SunTrust is willing to give him a loan worth 90 percent of his $170,000 house — if he moves all his banking needs there.

Problem is, he needs more than that to cover his debt.

“I never thought in a million years this whole thing would happen like this,” he said.

SunTrust, which accepted $3.5 billion in government bailout money in November and has not made any repayments, is not helping its image, Hanna said.

“It’s SunTrust taking taxpayer and consumer money from the government and holding our mortgages hostage and not refinancing them or releasing them to other companies that want to refinance them, like Fannie Mae,” Hanna said. “It’s almost like government and SunTrust are not working together to solve this.”

Said Kinney, the Boston lawyer: “There’s a lot of people who aren’t in foreclosure right now and they won’t be in foreclosure if they can get out of these ARMs.

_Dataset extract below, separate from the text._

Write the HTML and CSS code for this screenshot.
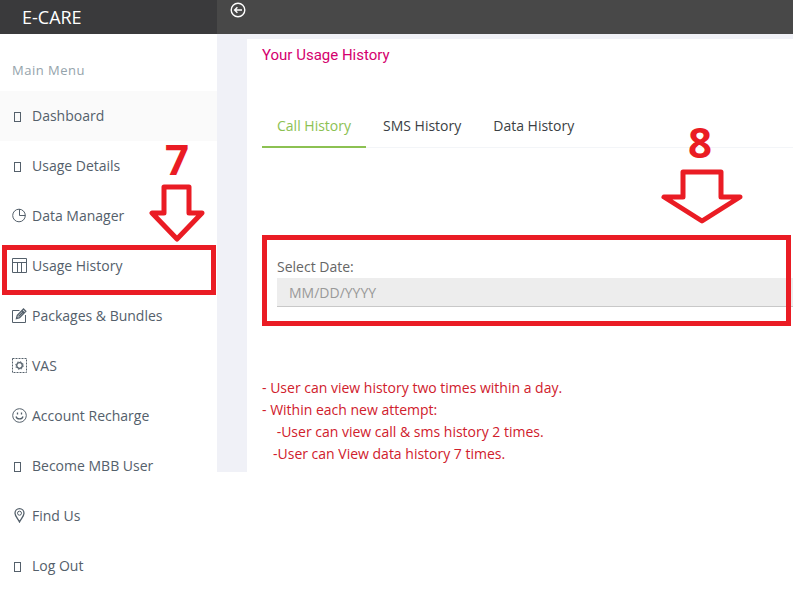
FILE: index.html
```html
<!DOCTYPE html>
<html lang="en">
<head>
<meta charset="UTF-8">
<meta name="viewport" content="width=device-width, initial-scale=1.0">
<title>E-CARE - Usage History</title>
<link rel="stylesheet" href="styles.css">
</head>
<body>

<header class="topbar">
    <a class="brand" href="#">E-CARE</a>
    <div class="topbar-main">
        <button class="menu-toggle" type="button" aria-label="Toggle menu">
            <svg class="toggle-icon" viewBox="0 0 16 16"><circle cx="8" cy="8" r="6.8"/><path d="M12 8H4.6M7.4 5.2L4.6 8l2.8 2.8"/></svg>
        </button>
    </div>
</header>

<div class="layout">
    <nav class="sidebar">
        <h2 class="menu-title">Main Menu</h2>
        <ul class="menu">
            <li class="menu-item active"><a href="#"><span class="icon"><span class="box"></span></span>Dashboard</a></li>
            <li class="menu-item"><a href="#"><span class="icon"><span class="box"></span></span>Usage Details</a></li>
            <li class="menu-item"><a href="#"><svg class="icon" viewBox="0 0 15 15"><circle cx="7" cy="7.500" r="6.300"/><path d="M7.500 1v6.500h6"/></svg>Data Manager</a></li>
            <li class="menu-item">
                <a href="#"><svg class="icon" viewBox="0 0 15 15"><path d="M.5.5h14v14H.5zM.5 4.500h14M5.500 4.500v10M9.500 4.500v10"/></svg>Usage History</a>
                <div class="step step-menu">
                    <span class="step-number">7</span>
                    <svg class="arrow arrow-narrow" viewBox="0 0 56 58"><path d="M15 3h25v26h13L28 55 3 29h12z"/></svg>
                </div>
                <div class="mark mark-menu"></div>
            </li>
            <li class="menu-item"><a href="#"><svg class="icon" viewBox="0 0 15 15"><path d="M7.500 2.500h-7v12h13V7"/><path class="thick" d="M4.500 10.500l.8-3.200L11.500 1l2.300 2.200-6.200 6.400zM10 2.500l2.300 2.300M6.500 8.500l5-5"/></svg>Packages &amp; Bundles</a></li>
            <li class="menu-item"><a href="#"><svg class="icon" viewBox="0 0 15 15"><path stroke-dasharray="2 1" d="M.5.5h14v14H.5z"/><circle class="thick" cx="7.500" cy="7.500" r="2.800"/><circle cx="7.500" cy="7.500" r="3.800" stroke-dasharray="1.400 1.580"/></svg>VAS</a></li>
            <li class="menu-item"><a href="#"><svg class="icon" viewBox="0 0 15 15"><circle cx="7.500" cy="7.500" r="6.800"/><path class="thick" d="M4 8.500c1 3.200 6 3.200 7 0M5.500 4.500v2M9.500 4.500v2"/></svg>Account Recharge</a></li>
            <li class="menu-item"><a href="#"><span class="icon"><span class="box"></span></span>Become MBB User</a></li>
            <li class="menu-item"><a href="#"><svg class="icon" viewBox="0 0 15 15"><path class="thick" d="M7.500 14C6 11 3 8 3 5.200a4.500 4.500 0 0 1 9 0C12 8 9 11 7.500 14z"/><circle cx="7.500" cy="5.200" r="2"/></svg>Find Us</a></li>
            <li class="menu-item"><a href="#"><span class="icon"><span class="box"></span></span>Log Out</a></li>
        </ul>
    </nav>

    <main class="content">
        <section class="card">
            <h1 class="card-title">Your Usage History</h1>

            <ul class="tabs">
                <li><a class="tab active" href="#">Call History</a></li>
                <li><a class="tab" href="#">SMS History</a></li>
                <li><a class="tab" href="#">Data History</a></li>
            </ul>

            <form class="date-form">
                <label for="date">Select Date:</label>
                <input class="date-input" type="text" id="date" placeholder="MM/DD/YYYY">
                <div class="step step-date">
                    <span class="step-number">8</span>
                    <svg class="arrow arrow-wide" viewBox="0 0 84 56"><path d="M23 3h38v25h19L42 52 4 28h19z"/></svg>
                </div>
                <div class="mark mark-date"></div>
            </form>

            <div class="notes">
                <p>- User can view history two times within a day.</p>
                <p>- Within each new attempt:</p>
                <p class="sub-note">&nbsp;-User can view call &amp; sms history 2 times.</p>
                <p class="sub-note">-User can View data history 7 times.</p>
            </div>
        </section>
    </main>
</div>

</body>
</html>
```

FILE: styles.css
```css
* {
    box-sizing: border-box;
}
body {
    margin: 0;
    padding-right: 1px;
    background-color: #fff;
    font-family: "Open Sans", "Noto Sans", sans-serif;
    font-size: 14px;
    line-height: 22px;
    color: #54606b;
}
a {
    color: inherit;
    text-decoration: none;
}
ul {
    list-style: none;
    margin: 0;
    padding: 0;
}

/* top bar */
.topbar {
    display: flex;
    height: 34px;
}
.brand {
    width: 217px;
    padding-left: 22px;
    background-color: #3a3a3c;
    color: #fff;
    font-size: 18px;
    line-height: 34px;
}
.topbar-main {
    flex: 1;
    background-color: #484848;
}
.menu-toggle {
    display: block;
    margin: 2px 0 0 13px;
    padding: 0;
    border: none;
    background: none;
    cursor: pointer;
}
.toggle-icon {
    display: block;
    width: 16px;
    height: 16px;
    fill: none;
    stroke: #fff;
    stroke-width: 1.4;
}

/* sidebar */
.layout {
    display: flex;
    align-items: flex-start;
}
.sidebar {
    width: 217px;
    flex-shrink: 0;
}
.menu-title {
    margin: 0;
    padding: 25px 12px 10px;
    font-size: 13px;
    font-weight: normal;
    letter-spacing: 0.5px;
    color: #95a3ab;
}
.menu-item {
    position: relative;
}
.menu-item a {
    display: flex;
    align-items: center;
    gap: 5px;
    height: 50px;
    padding-left: 12px;
}
.menu-item.active {
    background-color: #fafafa;
}
.icon {
    width: 15px;
    height: 15px;
    margin-bottom: 2px;
    fill: none;
    stroke: #54606b;
}
.icon .thick {
    stroke-width: 1.3;
}
.box {
    display: block;
    width: 7px;
    height: 10px;
    margin: 4px 0 0 2px;
    border: 1px solid #54606b;
}

/* content */
.content {
    flex: 1;
    min-width: 0;
    padding: 5px 0 0 30px;
    background-color: #f0f1f7;
}
.card {
    padding: 5px 0 7px 15px;
    background-color: #fff;
}
.card-title {
    margin: 0;
    font-family: Roboto, sans-serif;
    font-size: 15px;
    font-weight: normal;
    color: #d4006e;
}
.tabs {
    display: flex;
    gap: 2px;
    margin-top: 38px;
    border-bottom: 1px solid #f3f5f8;
}
.tab {
    display: block;
    margin-bottom: -1px;
    padding: 11px 15px 9px;
    border-bottom: 2px solid transparent;
    color: #3b3f44;
}
.tab.active {
    color: #8cc152;
    border-bottom-color: #8cc152;
}
.date-form {
    position: relative;
    margin-top: 87px;
    padding: 21px 0 19px 15px;
}
.date-form label {
    display: block;
    color: #666;
}
.date-input {
    display: block;
    width: 100%;
    height: 29px;
    padding: 0 12px;
    border: none;
    border-bottom: 1px solid #c8c8c8;
    border-radius: 0;
    background-color: #ededed;
    font: inherit;
    color: #555;
}
.date-input::placeholder {
    color: #999;
}
.notes {
    margin-top: 51px;
    color: #d0202c;
}
.notes p {
    margin: 0;
}
.notes .sub-note {
    padding-left: 11px;
}

/* guide marks over the page */
.mark {
    position: absolute;
    border: 5px solid #ea1c24;
    pointer-events: none;
}
.mark-menu {
    top: 4px;
    left: 2px;
    right: 1px;
    height: 50px;
}
.mark-date {
    top: 0;
    left: 0;
    right: 2px;
    bottom: 0;
}
.step {
    position: absolute;
    display: flex;
    flex-direction: column;
    color: #ea1c24;
    pointer-events: none;
}
.step-menu {
    left: 149px;
    bottom: 49px;
}
.step-date {
    right: 49px;
    bottom: 101px;
}
.step-number {
    font-size: 42px;
    font-weight: bold;
    line-height: 46px;
}
.step-menu .step-number {
    padding: 0 0 2px 16px;
}
.step-date .step-number {
    padding: 0 0 4px 28px;
}
.arrow {
    fill: #fff;
    stroke: #ea1c24;
    stroke-width: 5;
    stroke-linejoin: round;
}
.arrow-narrow {
    width: 56px;
    height: 58px;
}
.arrow-wide {
    width: 84px;
    height: 56px;
}
```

And the banks are holding their feet to the fire. It’s the banks’ role to help. ”

Banks approach such situations in different ways.

BB&T says it generally subordinates second loans if the borrower’s main payment is reduced, improving the bank’s overall situation.

Wells Fargo, which bought Wachovia last year, said borrowers who modify loans under new government programs generally get second-loan subordination.

Charlotte-based Bank of America did not respond to questions or a request for an interview.

SunTrust, based in Atlanta, is affecting borrowers across the country.

“I’m seeing people here who are refinancing ARMs and finding their banks, especially SunTrust, are refusing to subordinate (home equity lines of credit),” Kinney said.

“This year is the first year I’ve had to tell clients, ‘I don’t have a good answer for you.’ ”

His advice to beleaguered borrowers: “Be as creative as possible in finding a solution and finding another agency that can step in and help you or come up with creative financing.”

Young is pursuing just such an approach for his clients. He has spoken with SunTrust officials, Georgia banking officials and elected officials. He has found one glimmer of hope with a senior executive at SunTrust who believes that the bank’s divisions are confused about the bank’s policies.

She told him the bank should have been more flexible with his customers.

But he hasn’t seen any proof yet.

“I should know soon when I send a couple of applications through,” he said.

Hanna, meanwhile, received a letter from the Georgia Department of Banking and Finance recently promising that it will take care of his SunTrust loan problem. “We will see,” he said last week.

Kinney believes it may take legal intervention before more borrowers can regain power.

“The banks aren’t participating,” he said. “And there’s plenty of money out there, and there’s plenty of people that can fit in with the guidelines, and (the banks are) not doing it. A legal challenge needs to be brought.”